[Start]
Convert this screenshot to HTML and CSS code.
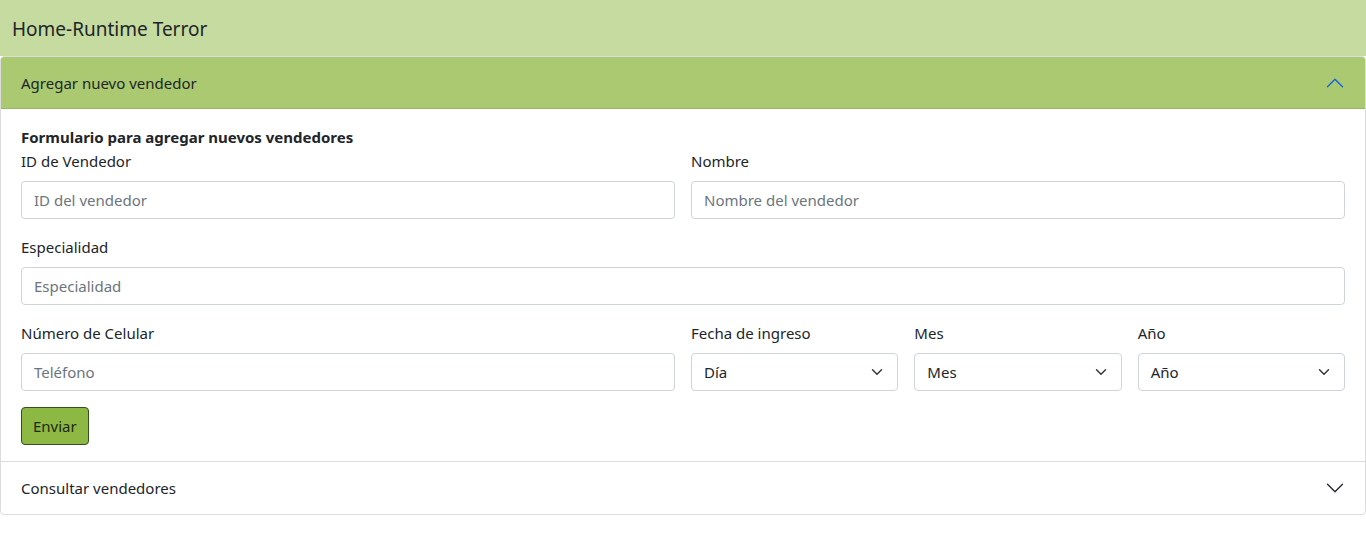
FILE: index.html
```html
<!DOCTYPE html>
<html lang="es">
<head>
<meta charset="utf-8">
<title>Home-Runtime Terror</title>
<link rel="stylesheet" href="styles.css">
</head>
<body>
<header class="topbar">Home-Runtime Terror</header>
<div class="accordion">
  <div class="acc-item">
    <div class="acc-header active">
      <span>Agregar nuevo vendedor</span>
      <svg class="chev up" viewBox="0 0 16 16" width="20" height="20"><path fill="#0c63e4" fill-rule="evenodd" d="M1.646 4.646a.5.5 0 0 1 .708 0L8 10.293l5.646-5.647a.5.5 0 0 1 .708.708l-6 6a.5.5 0 0 1-.708 0l-6-6a.5.5 0 0 1 0-.708z"/></svg>
    </div>
    <div class="acc-body">
      <div class="form-title">Formulario para agregar nuevos vendedores</div>
      <div class="row">
        <div class="field col-6">
          <label>ID de Vendedor</label>
          <input class="input" type="text" placeholder="ID del vendedor">
        </div>
        <div class="field col-6">
          <label>Nombre</label>
          <input class="input" type="text" placeholder="Nombre del vendedor">
        </div>
      </div>
      <div class="row">
        <div class="field col-12">
          <label>Especialidad</label>
          <input class="input" type="text" placeholder="Especialidad">
        </div>
      </div>
      <div class="row">
        <div class="field col-6">
          <label>Número de Celular</label>
          <input class="input" type="text" placeholder="Teléfono">
        </div>
        <div class="field col-2">
          <label>Fecha de ingreso</label>
          <div class="select"><span>Día</span><svg viewBox="0 0 16 16" width="16" height="12"><path fill="none" stroke="#343a40" stroke-linecap="round" stroke-linejoin="round" stroke-width="2" d="M2 5l6 6 6-6"/></svg></div>
        </div>
        <div class="field col-2">
          <label>Mes</label>
          <div class="select"><span>Mes</span><svg viewBox="0 0 16 16" width="16" height="12"><path fill="none" stroke="#343a40" stroke-linecap="round" stroke-linejoin="round" stroke-width="2" d="M2 5l6 6 6-6"/></svg></div>
        </div>
        <div class="field col-2">
          <label>Año</label>
          <div class="select"><span>Año</span><svg viewBox="0 0 16 16" width="16" height="12"><path fill="none" stroke="#343a40" stroke-linecap="round" stroke-linejoin="round" stroke-width="2" d="M2 5l6 6 6-6"/></svg></div>
        </div>
      </div>
      <button class="btn" type="button">Enviar</button>
    </div>
  </div>
  <div class="acc-item">
    <div class="acc-header">
      <span>Consultar vendedores</span>
      <svg class="chev" viewBox="0 0 16 16" width="20" height="20"><path fill="#212529" fill-rule="evenodd" d="M1.646 4.646a.5.5 0 0 1 .708 0L8 10.293l5.646-5.647a.5.5 0 0 1 .708.708l-6 6a.5.5 0 0 1-.708 0l-6-6a.5.5 0 0 1 0-.708z"/></svg>
    </div>
  </div>
</div>
</body>
</html>
```
FILE: styles.css
```css
* { box-sizing: border-box; }
body {
  margin: 0;
  font-family: "Noto Sans", "Open Sans", sans-serif;
  font-size: 15px;
  line-height: 24px;
  color: #212529;
  background: #fff;
}
.topbar {
  height: 56px;
  background: #c5dba0;
  display: flex;
  align-items: center;
  padding: 2px 12px 0;
  font-size: 19px;
}
.accordion {
  border: 1px solid #dcdcdc;
  border-radius: 4px;
}
.acc-item + .acc-item { border-top: 1px solid #dcdcdc; }
.acc-header {
  height: 52px;
  display: flex;
  align-items: center;
  justify-content: space-between;
  padding: 0 20px;
}
.acc-header.active {
  background: #aac970;
  border-bottom: 1px solid #98b762;
  border-radius: 3px 3px 0 0;
}
.chev.up { transform: rotate(180deg); }
.acc-body { padding: 16px 20px; }
.form-title { font-weight: 700; }
.row {
  display: flex;
  gap: 16px;
  margin-bottom: 16px;
}
.col-12 { flex: 1 1 0; }
.col-6 { flex: 0 0 calc((100% - 16px) / 2); }
.col-2 { flex: 1 1 0; }
.field { display: flex; flex-direction: column; }
.field label { margin-bottom: 8px; }
.input, .select {
  height: 38px;
  border: 1px solid #ced4da;
  border-radius: 4px;
  padding: 0 12px;
  font: inherit;
  color: #212529;
  background: #fff;
}
.input::placeholder { color: #6c757d; }
.select {
  display: flex;
  align-items: center;
  justify-content: space-between;
}
.btn {
  height: 38px;
  padding: 0 11px;
  font: inherit;
  background: #8db843;
  border: 1px solid #35501d;
  border-radius: 4px;
  color: #1e2a10;
}
```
[End]
WRITTEN PROBLEM:
Output the material word for word, omitting its pictures.

RESPONSE TO THIS EXERCISE:
Convert this screenshot to HTML and CSS code.
FILE: index.html
```html
<!DOCTYPE html>
<html lang="es">
<head>
<meta charset="utf-8">
<title>Home-Runtime Terror</title>
<link rel="stylesheet" href="styles.css">
</head>
<body>
<header class="topbar">Home-Runtime Terror</header>
<div class="accordion">
  <div class="acc-item">
    <div class="acc-header active">
      <span>Agregar nuevo vendedor</span>
      <svg class="chev up" viewBox="0 0 16 16" width="20" height="20"><path fill="#0c63e4" fill-rule="evenodd" d="M1.646 4.646a.5.5 0 0 1 .708 0L8 10.293l5.646-5.647a.5.5 0 0 1 .708.708l-6 6a.5.5 0 0 1-.708 0l-6-6a.5.5 0 0 1 0-.708z"/></svg>
    </div>
    <div class="acc-body">
      <div class="form-title">Formulario para agregar nuevos vendedores</div>
      <div class="row">
        <div class="field col-6">
          <label>ID de Vendedor</label>
          <input class="input" type="text" placeholder="ID del vendedor">
        </div>
        <div class="field col-6">
          <label>Nombre</label>
          <input class="input" type="text" placeholder="Nombre del vendedor">
        </div>
      </div>
      <div class="row">
        <div class="field col-12">
          <label>Especialidad</label>
          <input class="input" type="text" placeholder="Especialidad">
        </div>
      </div>
      <div class="row">
        <div class="field col-6">
          <label>Número de Celular</label>
          <input class="input" type="text" placeholder="Teléfono">
        </div>
        <div class="field col-2">
          <label>Fecha de ingreso</label>
          <div class="select"><span>Día</span><svg viewBox="0 0 16 16" width="16" height="12"><path fill="none" stroke="#343a40" stroke-linecap="round" stroke-linejoin="round" stroke-width="2" d="M2 5l6 6 6-6"/></svg></div>
        </div>
        <div class="field col-2">
          <label>Mes</label>
          <div class="select"><span>Mes</span><svg viewBox="0 0 16 16" width="16" height="12"><path fill="none" stroke="#343a40" stroke-linecap="round" stroke-linejoin="round" stroke-width="2" d="M2 5l6 6 6-6"/></svg></div>
        </div>
        <div class="field col-2">
          <label>Año</label>
          <div class="select"><span>Año</span><svg viewBox="0 0 16 16" width="16" height="12"><path fill="none" stroke="#343a40" stroke-linecap="round" stroke-linejoin="round" stroke-width="2" d="M2 5l6 6 6-6"/></svg></div>
        </div>
      </div>
      <button class="btn" type="button">Enviar</button>
    </div>
  </div>
  <div class="acc-item">
    <div class="acc-header">
      <span>Consultar vendedores</span>
      <svg class="chev" viewBox="0 0 16 16" width="20" height="20"><path fill="#212529" fill-rule="evenodd" d="M1.646 4.646a.5.5 0 0 1 .708 0L8 10.293l5.646-5.647a.5.5 0 0 1 .708.708l-6 6a.5.5 0 0 1-.708 0l-6-6a.5.5 0 0 1 0-.708z"/></svg>
    </div>
  </div>
</div>
</body>
</html>
```
FILE: styles.css
```css
* { box-sizing: border-box; }
body {
  margin: 0;
  font-family: "Noto Sans", "Open Sans", sans-serif;
  font-size: 15px;
  line-height: 24px;
  color: #212529;
  background: #fff;
}
.topbar {
  height: 56px;
  background: #c5dba0;
  display: flex;
  align-items: center;
  padding: 2px 12px 0;
  font-size: 19px;
}
.accordion {
  border: 1px solid #dcdcdc;
  border-radius: 4px;
}
.acc-item + .acc-item { border-top: 1px solid #dcdcdc; }
.acc-header {
  height: 52px;
  display: flex;
  align-items: center;
  justify-content: space-between;
  padding: 0 20px;
}
.acc-header.active {
  background: #aac970;
  border-bottom: 1px solid #98b762;
  border-radius: 3px 3px 0 0;
}
.chev.up { transform: rotate(180deg); }
.acc-body { padding: 16px 20px; }
.form-title { font-weight: 700; }
.row {
  display: flex;
  gap: 16px;
  margin-bottom: 16px;
}
.col-12 { flex: 1 1 0; }
.col-6 { flex: 0 0 calc((100% - 16px) / 2); }
.col-2 { flex: 1 1 0; }
.field { display: flex; flex-direction: column; }
.field label { margin-bottom: 8px; }
.input, .select {
  height: 38px;
  border: 1px solid #ced4da;
  border-radius: 4px;
  padding: 0 12px;
  font: inherit;
  color: #212529;
  background: #fff;
}
.input::placeholder { color: #6c757d; }
.select {
  display: flex;
  align-items: center;
  justify-content: space-between;
}
.btn {
  height: 38px;
  padding: 0 11px;
  font: inherit;
  background: #8db843;
  border: 1px solid #35501d;
  border-radius: 4px;
  color: #1e2a10;
}
```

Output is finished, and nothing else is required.